What to work on: Transcribe the material verbatim in full; the pictures do not belong in the copy.

------------

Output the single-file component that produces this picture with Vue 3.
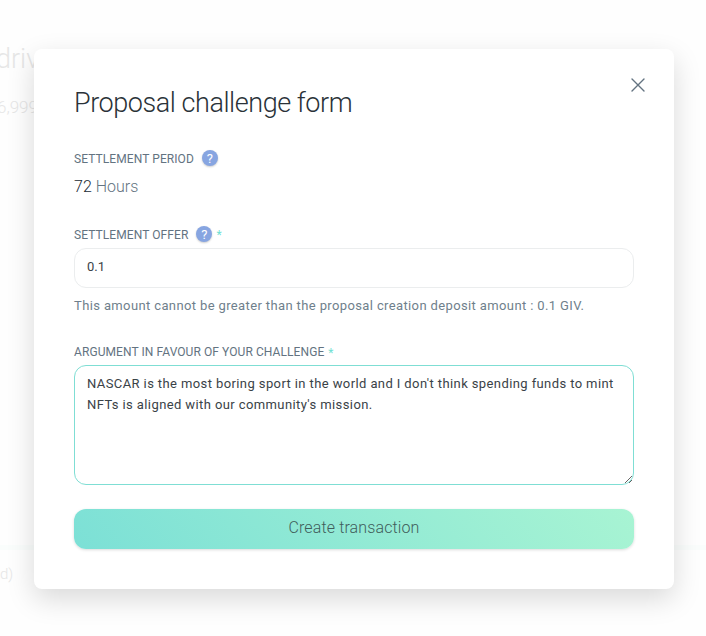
<script setup>
import { ref } from 'vue'

const offer = ref('0.1')
const argument = ref(
  "NASCAR is the most boring sport in the world and I don't think spending funds to mint NFTs is aligned with our community's mission."
)
</script>

<template>
  <div class="page">
    <div class="behind behind-title">driv</div>
    <div class="behind behind-amount">6,999</div>
    <div class="behind-line"></div>
    <div class="behind behind-note">d)</div>

    <section class="modal" role="dialog">
      <button class="close" aria-label="Close">
        <svg width="14" height="14" viewBox="0 0 14 14">
          <path d="M1 1L13 13M13 1L1 13" fill="none" stroke="#637381" stroke-width="1.4" stroke-linecap="round" />
        </svg>
      </button>

      <h1>Proposal challenge form</h1>

      <div class="label period-label">
        <span class="caption">SETTLEMENT PERIOD</span>
        <span class="help">?</span>
      </div>
      <div class="period"><b>72</b> Hours</div>

      <div class="label offer-label">
        <span class="caption">SETTLEMENT OFFER</span>
        <span class="help">?</span>
        <span class="star">*</span>
      </div>
      <input v-model="offer" class="field" type="text" />
      <p class="hint">This amount cannot be greater than the proposal creation deposit amount : 0.1 GIV.</p>

      <div class="label argument-label">
        <span>ARGUMENT IN FAVOUR OF YOUR CHALLENGE</span>
        <span class="star">*</span>
      </div>
      <textarea v-model="argument" class="field area" spellcheck="false"></textarea>

      <button class="submit">Create transaction</button>
    </section>
  </div>
</template>

<style>
body {
  background: #fefefe;
  overflow: hidden;
}
</style>

<style scoped>
.page {
  position: relative;
  box-sizing: border-box;
  width: 706px;
  height: 636px;
  padding: 49px 32px 47px 34px;
  overflow: hidden;
  background: #fefefe;
  font-family: Roboto, "Liberation Sans", sans-serif;
}
.behind {
  position: absolute;
  color: #e6e6e6;
  font-weight: 300;
  white-space: nowrap;
}
.behind-title { left: -4px; top: 43px; font-size: 27px; line-height: 32px; }
.behind-amount { left: -3px; top: 97px; font-size: 17px; line-height: 20px; }
.behind-note { left: 0; top: 565px; font-size: 15px; line-height: 18px; }
.behind-line {
  position: absolute;
  left: 0;
  right: 0;
  top: 545px;
  height: 5px;
  background: #fafdfc;
}
.modal {
  position: relative;
  box-sizing: border-box;
  width: 640px;
  height: 540px;
  padding: 36px 40px 40px;
  display: flex;
  flex-direction: column;
  border-radius: 8px;
  background: #fff;
  box-shadow: 0 10px 28px rgba(0, 0, 0, 0.15);
}
.close {
  position: absolute;
  top: 29px;
  right: 29px;
  width: 14px;
  height: 14px;
  padding: 0;
  border: 0;
  background: none;
}
.close svg { display: block; }
h1 {
  margin: 0;
  height: 36px;
  color: #2a3238;
  font-size: 27px;
  font-weight: 300;
  line-height: 36px;
  letter-spacing: -0.44px;
  white-space: nowrap;
}
.label {
  display: flex;
  align-items: center;
  height: 16px;
  color: #637381;
  font-size: 12px;
  line-height: 16px;
  letter-spacing: 0.08px;
  white-space: nowrap;
}
.caption { padding-top: 2px; }
.period-label { margin-top: 29px; }
.offer-label { margin-top: 27px; }
.argument-label { margin-top: 28px; }
.help {
  width: 16px;
  height: 16px;
  margin-left: 8px;
  border-radius: 50%;
  background: #87a5e1;
  box-shadow: 0 1px 2px rgba(0, 0, 0, 0.2);
  color: #fff;
  font-size: 13px;
  line-height: 17px;
  text-align: center;
}
.star {
  margin-left: 4px;
  padding-top: 2px;
  color: #71dfd2;
}
.period {
  height: 24px;
  margin-top: 9px;
  color: #637381;
  font-size: 16px;
  font-weight: 300;
  line-height: 24px;
}
.period b { color: #212b36; font-weight: 300; }
.field {
  box-sizing: border-box;
  width: 560px;
  height: 40px;
  margin: 6px 0 0;
  padding: 0 12px 3px;
  border: 1px solid #ebedee;
  border-radius: 12px;
  outline: 0;
  background: #fff;
  color: #3a4247;
  font-family: inherit;
  font-size: 13px;
  line-height: 21px;
}
.hint {
  height: 20px;
  margin: 8px 0 0;
  color: #6f7f8c;
  font-size: 13px;
  line-height: 20px;
  letter-spacing: 0.375px;
  white-space: nowrap;
}
.area {
  flex: none;
  height: 120px;
  margin-top: 5px;
  padding: 7px 12px;
  border-color: #7fded4;
  resize: vertical;
  letter-spacing: 0.4px;
}
.submit {
  height: 40px;
  margin-top: 24px;
  padding: 0 0 3px;
  border: 0;
  border-radius: 12px;
  background: linear-gradient(50deg, #7ce0d6, #a8f4d3);
  box-shadow: 0 1px 3px rgba(0, 0, 0, 0.15);
  color: #415d5b;
  font-family: inherit;
  font-size: 16px;
  font-weight: 300;
  letter-spacing: 0.12px;
}
</style>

------------

Output for this task:
Output the single-file component that produces this picture with Vue 3.
<script setup>
import { ref } from 'vue'

const offer = ref('0.1')
const argument = ref(
  "NASCAR is the most boring sport in the world and I don't think spending funds to mint NFTs is aligned with our community's mission."
)
</script>

<template>
  <div class="page">
    <div class="behind behind-title">driv</div>
    <div class="behind behind-amount">6,999</div>
    <div class="behind-line"></div>
    <div class="behind behind-note">d)</div>

    <section class="modal" role="dialog">
      <button class="close" aria-label="Close">
        <svg width="14" height="14" viewBox="0 0 14 14">
          <path d="M1 1L13 13M13 1L1 13" fill="none" stroke="#637381" stroke-width="1.4" stroke-linecap="round" />
        </svg>
      </button>

      <h1>Proposal challenge form</h1>

      <div class="label period-label">
        <span class="caption">SETTLEMENT PERIOD</span>
        <span class="help">?</span>
      </div>
      <div class="period"><b>72</b> Hours</div>

      <div class="label offer-label">
        <span class="caption">SETTLEMENT OFFER</span>
        <span class="help">?</span>
        <span class="star">*</span>
      </div>
      <input v-model="offer" class="field" type="text" />
      <p class="hint">This amount cannot be greater than the proposal creation deposit amount : 0.1 GIV.</p>

      <div class="label argument-label">
        <span>ARGUMENT IN FAVOUR OF YOUR CHALLENGE</span>
        <span class="star">*</span>
      </div>
      <textarea v-model="argument" class="field area" spellcheck="false"></textarea>

      <button class="submit">Create transaction</button>
    </section>
  </div>
</template>

<style>
body {
  background: #fefefe;
  overflow: hidden;
}
</style>

<style scoped>
.page {
  position: relative;
  box-sizing: border-box;
  width: 706px;
  height: 636px;
  padding: 49px 32px 47px 34px;
  overflow: hidden;
  background: #fefefe;
  font-family: Roboto, "Liberation Sans", sans-serif;
}
.behind {
  position: absolute;
  color: #e6e6e6;
  font-weight: 300;
  white-space: nowrap;
}
.behind-title { left: -4px; top: 43px; font-size: 27px; line-height: 32px; }
.behind-amount { left: -3px; top: 97px; font-size: 17px; line-height: 20px; }
.behind-note { left: 0; top: 565px; font-size: 15px; line-height: 18px; }
.behind-line {
  position: absolute;
  left: 0;
  right: 0;
  top: 545px;
  height: 5px;
  background: #fafdfc;
}
.modal {
  position: relative;
  box-sizing: border-box;
  width: 640px;
  height: 540px;
  padding: 36px 40px 40px;
  display: flex;
  flex-direction: column;
  border-radius: 8px;
  background: #fff;
  box-shadow: 0 10px 28px rgba(0, 0, 0, 0.15);
}
.close {
  position: absolute;
  top: 29px;
  right: 29px;
  width: 14px;
  height: 14px;
  padding: 0;
  border: 0;
  background: none;
}
.close svg { display: block; }
h1 {
  margin: 0;
  height: 36px;
  color: #2a3238;
  font-size: 27px;
  font-weight: 300;
  line-height: 36px;
  letter-spacing: -0.44px;
  white-space: nowrap;
}
.label {
  display: flex;
  align-items: center;
  height: 16px;
  color: #637381;
  font-size: 12px;
  line-height: 16px;
  letter-spacing: 0.08px;
  white-space: nowrap;
}
.caption { padding-top: 2px; }
.period-label { margin-top: 29px; }
.offer-label { margin-top: 27px; }
.argument-label { margin-top: 28px; }
.help {
  width: 16px;
  height: 16px;
  margin-left: 8px;
  border-radius: 50%;
  background: #87a5e1;
  box-shadow: 0 1px 2px rgba(0, 0, 0, 0.2);
  color: #fff;
  font-size: 13px;
  line-height: 17px;
  text-align: center;
}
.star {
  margin-left: 4px;
  padding-top: 2px;
  color: #71dfd2;
}
.period {
  height: 24px;
  margin-top: 9px;
  color: #637381;
  font-size: 16px;
  font-weight: 300;
  line-height: 24px;
}
.period b { color: #212b36; font-weight: 300; }
.field {
  box-sizing: border-box;
  width: 560px;
  height: 40px;
  margin: 6px 0 0;
  padding: 0 12px 3px;
  border: 1px solid #ebedee;
  border-radius: 12px;
  outline: 0;
  background: #fff;
  color: #3a4247;
  font-family: inherit;
  font-size: 13px;
  line-height: 21px;
}
.hint {
  height: 20px;
  margin: 8px 0 0;
  color: #6f7f8c;
  font-size: 13px;
  line-height: 20px;
  letter-spacing: 0.375px;
  white-space: nowrap;
}
.area {
  flex: none;
  height: 120px;
  margin-top: 5px;
  padding: 7px 12px;
  border-color: #7fded4;
  resize: vertical;
  letter-spacing: 0.4px;
}
.submit {
  height: 40px;
  margin-top: 24px;
  padding: 0 0 3px;
  border: 0;
  border-radius: 12px;
  background: linear-gradient(50deg, #7ce0d6, #a8f4d3);
  box-shadow: 0 1px 3px rgba(0, 0, 0, 0.15);
  color: #415d5b;
  font-family: inherit;
  font-size: 16px;
  font-weight: 300;
  letter-spacing: 0.12px;
}
</style>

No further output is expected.